• Work required:
With the pictures left out, copy the listing below exactly.

• Dataset excerpt:

(begin)

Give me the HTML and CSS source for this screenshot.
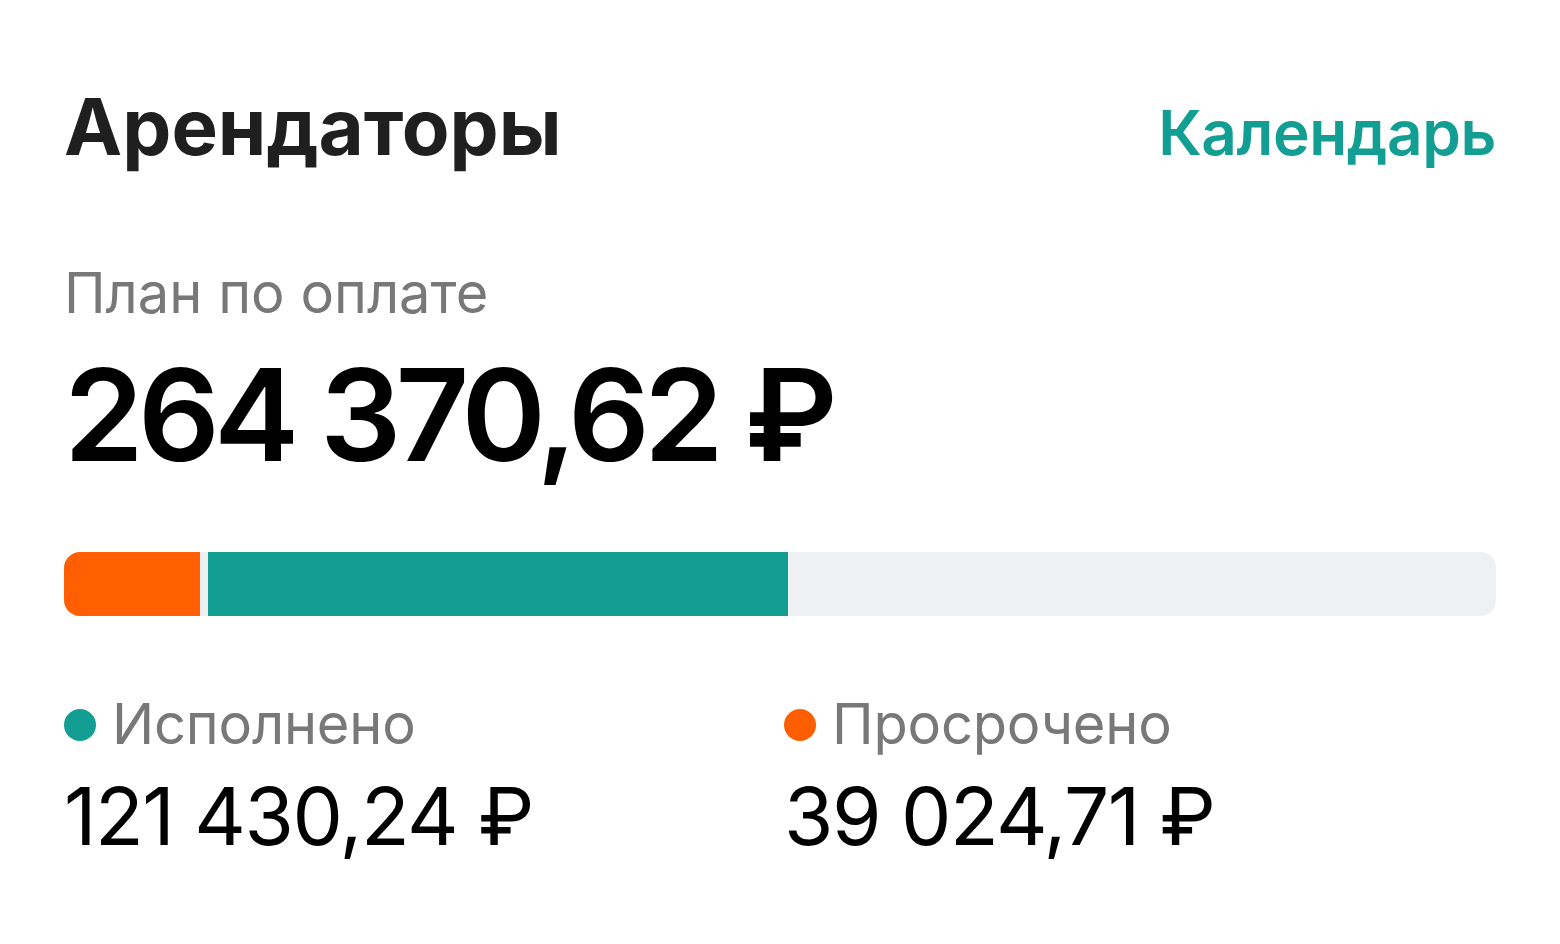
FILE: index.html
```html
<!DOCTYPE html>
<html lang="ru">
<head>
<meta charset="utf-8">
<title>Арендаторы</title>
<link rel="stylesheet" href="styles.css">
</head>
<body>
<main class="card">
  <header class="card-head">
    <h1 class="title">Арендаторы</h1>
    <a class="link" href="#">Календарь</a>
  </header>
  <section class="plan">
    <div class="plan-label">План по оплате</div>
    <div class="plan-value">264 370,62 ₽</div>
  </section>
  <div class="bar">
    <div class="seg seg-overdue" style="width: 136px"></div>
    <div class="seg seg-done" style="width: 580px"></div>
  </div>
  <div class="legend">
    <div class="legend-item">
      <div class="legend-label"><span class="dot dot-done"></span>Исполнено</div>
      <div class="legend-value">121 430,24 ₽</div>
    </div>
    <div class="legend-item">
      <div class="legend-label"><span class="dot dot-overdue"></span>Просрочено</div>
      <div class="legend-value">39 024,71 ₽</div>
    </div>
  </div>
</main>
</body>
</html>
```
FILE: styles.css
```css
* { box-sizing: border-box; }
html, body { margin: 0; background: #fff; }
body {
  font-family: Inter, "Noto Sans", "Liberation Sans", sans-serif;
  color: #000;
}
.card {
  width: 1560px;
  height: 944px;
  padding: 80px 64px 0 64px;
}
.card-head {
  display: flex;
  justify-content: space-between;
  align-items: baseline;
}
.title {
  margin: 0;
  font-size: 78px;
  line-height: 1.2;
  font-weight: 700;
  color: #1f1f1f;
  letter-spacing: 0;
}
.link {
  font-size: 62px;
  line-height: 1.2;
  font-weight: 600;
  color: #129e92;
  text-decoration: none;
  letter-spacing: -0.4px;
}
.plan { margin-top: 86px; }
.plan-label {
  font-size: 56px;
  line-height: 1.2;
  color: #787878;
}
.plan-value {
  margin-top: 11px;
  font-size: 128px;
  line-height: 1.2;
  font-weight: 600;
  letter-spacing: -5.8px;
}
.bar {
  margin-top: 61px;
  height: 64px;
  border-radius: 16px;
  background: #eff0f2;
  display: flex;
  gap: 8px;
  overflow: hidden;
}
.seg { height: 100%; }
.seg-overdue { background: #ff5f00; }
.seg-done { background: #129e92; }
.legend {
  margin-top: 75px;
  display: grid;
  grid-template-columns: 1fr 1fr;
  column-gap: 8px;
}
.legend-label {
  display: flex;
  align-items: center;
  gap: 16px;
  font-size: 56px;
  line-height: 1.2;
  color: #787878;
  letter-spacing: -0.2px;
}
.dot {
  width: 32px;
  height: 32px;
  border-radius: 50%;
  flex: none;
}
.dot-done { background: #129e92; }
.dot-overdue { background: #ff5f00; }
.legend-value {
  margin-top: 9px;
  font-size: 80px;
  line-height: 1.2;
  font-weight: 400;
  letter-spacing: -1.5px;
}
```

(end)

• Full response:
Give me the HTML and CSS source for this screenshot.
FILE: index.html
```html
<!DOCTYPE html>
<html lang="ru">
<head>
<meta charset="utf-8">
<title>Арендаторы</title>
<link rel="stylesheet" href="styles.css">
</head>
<body>
<main class="card">
  <header class="card-head">
    <h1 class="title">Арендаторы</h1>
    <a class="link" href="#">Календарь</a>
  </header>
  <section class="plan">
    <div class="plan-label">План по оплате</div>
    <div class="plan-value">264 370,62 ₽</div>
  </section>
  <div class="bar">
    <div class="seg seg-overdue" style="width: 136px"></div>
    <div class="seg seg-done" style="width: 580px"></div>
  </div>
  <div class="legend">
    <div class="legend-item">
      <div class="legend-label"><span class="dot dot-done"></span>Исполнено</div>
      <div class="legend-value">121 430,24 ₽</div>
    </div>
    <div class="legend-item">
      <div class="legend-label"><span class="dot dot-overdue"></span>Просрочено</div>
      <div class="legend-value">39 024,71 ₽</div>
    </div>
  </div>
</main>
</body>
</html>
```
FILE: styles.css
```css
* { box-sizing: border-box; }
html, body { margin: 0; background: #fff; }
body {
  font-family: Inter, "Noto Sans", "Liberation Sans", sans-serif;
  color: #000;
}
.card {
  width: 1560px;
  height: 944px;
  padding: 80px 64px 0 64px;
}
.card-head {
  display: flex;
  justify-content: space-between;
  align-items: baseline;
}
.title {
  margin: 0;
  font-size: 78px;
  line-height: 1.2;
  font-weight: 700;
  color: #1f1f1f;
  letter-spacing: 0;
}
.link {
  font-size: 62px;
  line-height: 1.2;
  font-weight: 600;
  color: #129e92;
  text-decoration: none;
  letter-spacing: -0.4px;
}
.plan { margin-top: 86px; }
.plan-label {
  font-size: 56px;
  line-height: 1.2;
  color: #787878;
}
.plan-value {
  margin-top: 11px;
  font-size: 128px;
  line-height: 1.2;
  font-weight: 600;
  letter-spacing: -5.8px;
}
.bar {
  margin-top: 61px;
  height: 64px;
  border-radius: 16px;
  background: #eff0f2;
  display: flex;
  gap: 8px;
  overflow: hidden;
}
.seg { height: 100%; }
.seg-overdue { background: #ff5f00; }
.seg-done { background: #129e92; }
.legend {
  margin-top: 75px;
  display: grid;
  grid-template-columns: 1fr 1fr;
  column-gap: 8px;
}
.legend-label {
  display: flex;
  align-items: center;
  gap: 16px;
  font-size: 56px;
  line-height: 1.2;
  color: #787878;
  letter-spacing: -0.2px;
}
.dot {
  width: 32px;
  height: 32px;
  border-radius: 50%;
  flex: none;
}
.dot-done { background: #129e92; }
.dot-overdue { background: #ff5f00; }
.legend-value {
  margin-top: 9px;
  font-size: 80px;
  line-height: 1.2;
  font-weight: 400;
  letter-spacing: -1.5px;
}
```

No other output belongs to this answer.